AI systems are trained on human-generated knowledge. The quality, diversity, and generativity of that knowledge determines the ceiling of AI capability in a fundamental sense. A knowledge corpus optimized for reproduction — structured to transmit the known rather than to encode the exploratory process of generating the new — will train AI systems with analogous properties: highly capable within known domains, poorly equipped for genuine emergence.

The AI alignment analysis identified this coupling directly: knowledge systems that suppress emergence produce training data that encodes suppression, and AI systems trained on that data reproduce the suppression pattern at scale. The education system's stable δ_H is exporting its suppression architecture into the next generation of AI systems.

This coupling also runs in the other direction. AI systems capable of knowledge reproduction at scale will increasingly demonstrate that knowledge reproduction is not a differentiating human capacity. The education system's primary output — credentialed practitioners of the known — will face increasing pressure from AI systems that reproduce knowledge faster, at lower cost, with higher consistency. The LSSE stored in the education system's reproduction optimization will release when this pressure becomes acute.

The γ_network Dimension

Individual learning is a constraint-field process: the learner's current model is a constraint architecture, and new knowledge is either integrated (if it can be mapped to existing structure) or suppressed (if it cannot). This is why lectures covering material that students have no framework to receive are largely ineffective: the information is available, but the cognitive constraint architecture has no integration pathway for it.

Group learning has a γ_network analog. High-coherence learning communities — where learners' models are in active dialogue, with sufficient trust to surface contradictions and sufficient diversity to introduce genuine model challenges — achieve collective knowledge states that no individual's architecture could produce alone. This is the mechanism by which genuine knowledge emergence occurs in educational contexts: not in lectures but in high-γ_network learning environments where individual constraint architectures are in productive stress.

The education system's architecture does not optimize for γ_network. It organizes learners into cohorts that move through curricula at the same pace, rather than into high-resonance communities where productive difference is the mechanism of learning.

The Transformation Requirement

The education system's δ_H = 0.42 stability is not an asset if it is the stability of a system optimized for the wrong output. The stability reflects the depth of the reproduction optimization — the system is very good at doing what it has been designed to do, and the constraint architecture runs deep.

Transformation is not primarily a curriculum or technology problem. Curriculum reforms that add new content to a reproduction architecture produce new content being reproduced. Technology deployments that automate content delivery accelerate reproduction. Neither changes the system's fundamental optimization target.

The transformation requirement is architectural: the assessment, credentialing, and institutional reward systems that encode the reproduction optimization must shift before the learning environment can shift. This is a political and economic transformation as much as a pedagogical one, because those systems are embedded in employment markets, social mobility structures, and institutional funding mechanisms with their own constraint architectures.

The governmental coherence analysis and the financial system stress analysis both show coupling vectors into education that are maintaining the reproduction architecture against reform pressure.
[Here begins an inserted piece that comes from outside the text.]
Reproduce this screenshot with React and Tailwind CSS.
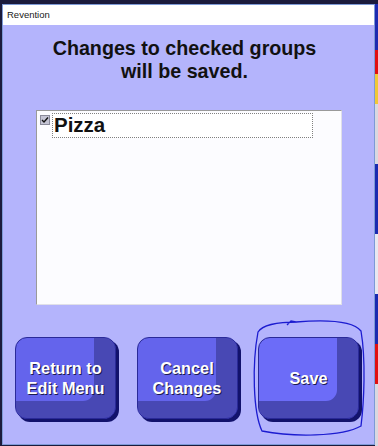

The education system's stable δ_H is partly a product of external constraints that have an interest in producing credentialed graduates who can perform within existing institutional frameworks — which is precisely the output of the reproduction architecture.

Understanding that coupling structure is a prerequisite for any transformation strategy that aims to hold. The knowledge emergence gap is not closing incrementally. It requires structural change in the systems that maintain it.